The BJP along with its allies is in power in 14 states — Uttar Pradesh, Uttarakhand, Maharashtra, Andhra Pradesh, Madhya Pradesh, Rajasthan, Gujarat, Jharkhand, Assam, Chhattisgarh, Haryana, Jammu and Kashmir, Sikkim and Arunachal Pradesh. There is an opportunity to craft competing models of governance — to deliver a demonstration effect.

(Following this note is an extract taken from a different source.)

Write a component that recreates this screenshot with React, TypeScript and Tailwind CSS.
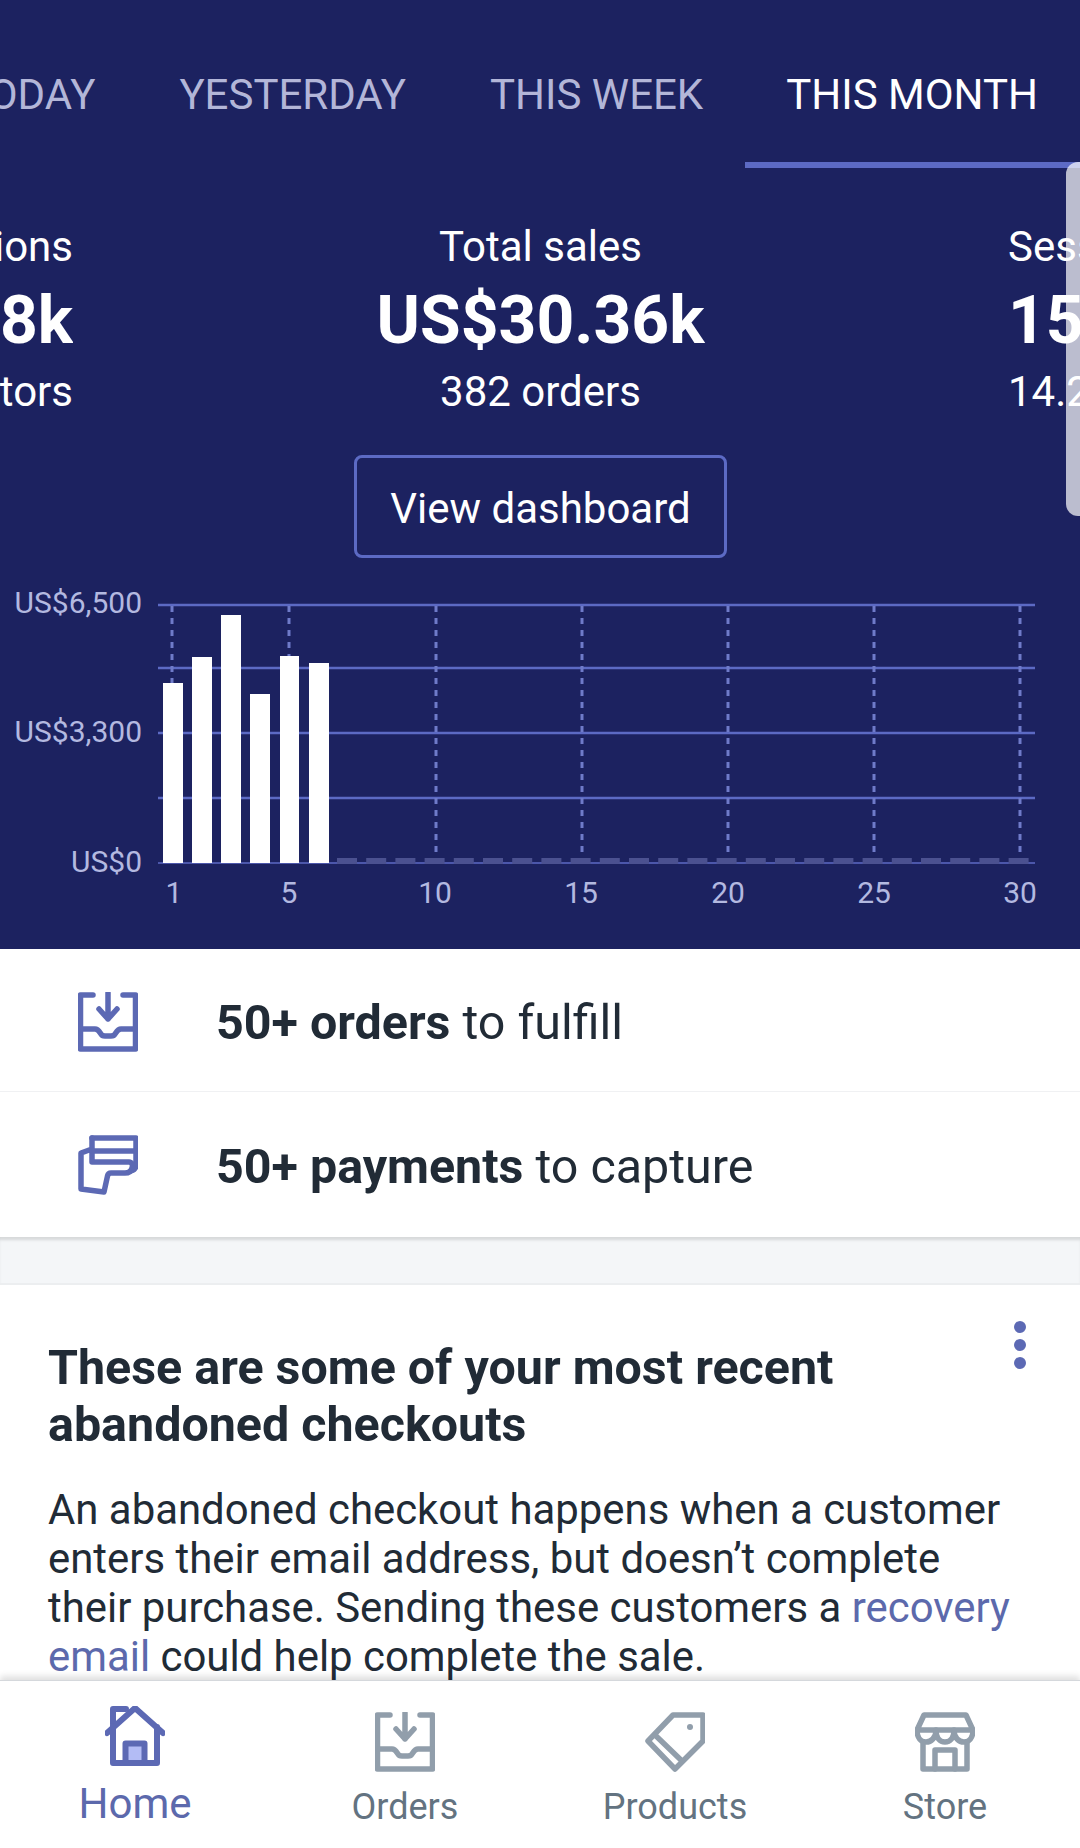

For instance, the campaign in Uttar Pradesh was riveting in the many metaphors deployed by the BJP on delivery of electricity to homes and for businesses. The Modi government is proud of the work done under the UDAY programme wherein the debt of the bankrupt state electricity boards (SEBs) has been transferred to the balance sheet of the states, liberating SEBs to borrow at lower costs to buy power. However power shortage and outages persist. The reason is SEBs continue to be emaciated, the cause of bankruptcy is only partially addressed.
The difference between the value of power generated and the value realised — power sold and bills collected — is between Rs 80,000 crore to around Rs 90,000 crore (Rs 900 billion) annually. This is described as transmission and distribution losses — a euphemism for political capture and theft. This can be curbed only if states show the gumption to act. The BJP President could push the states it rules to serve as an example of exemplary political courage.

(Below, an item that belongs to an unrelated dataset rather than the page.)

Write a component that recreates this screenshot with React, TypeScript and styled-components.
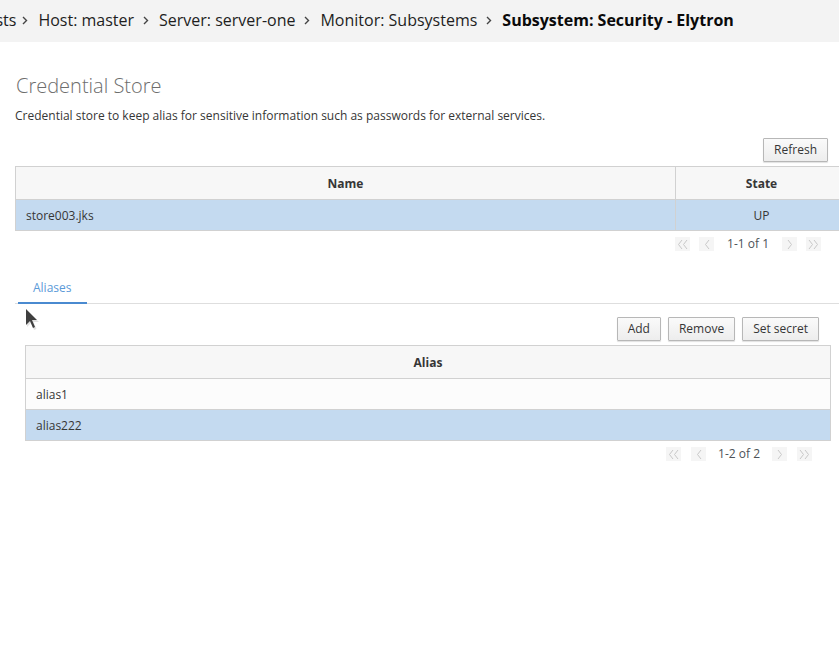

There has also been much debate about the high level of tax avoidance, about why enterprises stay small, and about the existence of an unusually large unorganised sector in business and industry. The nub of the problem is essentially the plethora of archaic rules that govern employment in India.
States like Rajasthan have made an effort to reform labour laws. A team led by Bibek Debroy at the NITI Aayog is formulating a more modern model code. Adoption will be up to the states. The BJP ruled states could show the way. This will also help to lure manufacturing that is shifting from China into India.
These are but some instances of the opportunities. The BJP could propel its states to pioneer creation of contract-based farming, public private partnerships for skills training, induction of technology in agriculture, creation of a cadre for panchayats and municipal bodies.
Opportunity beckons. Will the BJP grab it?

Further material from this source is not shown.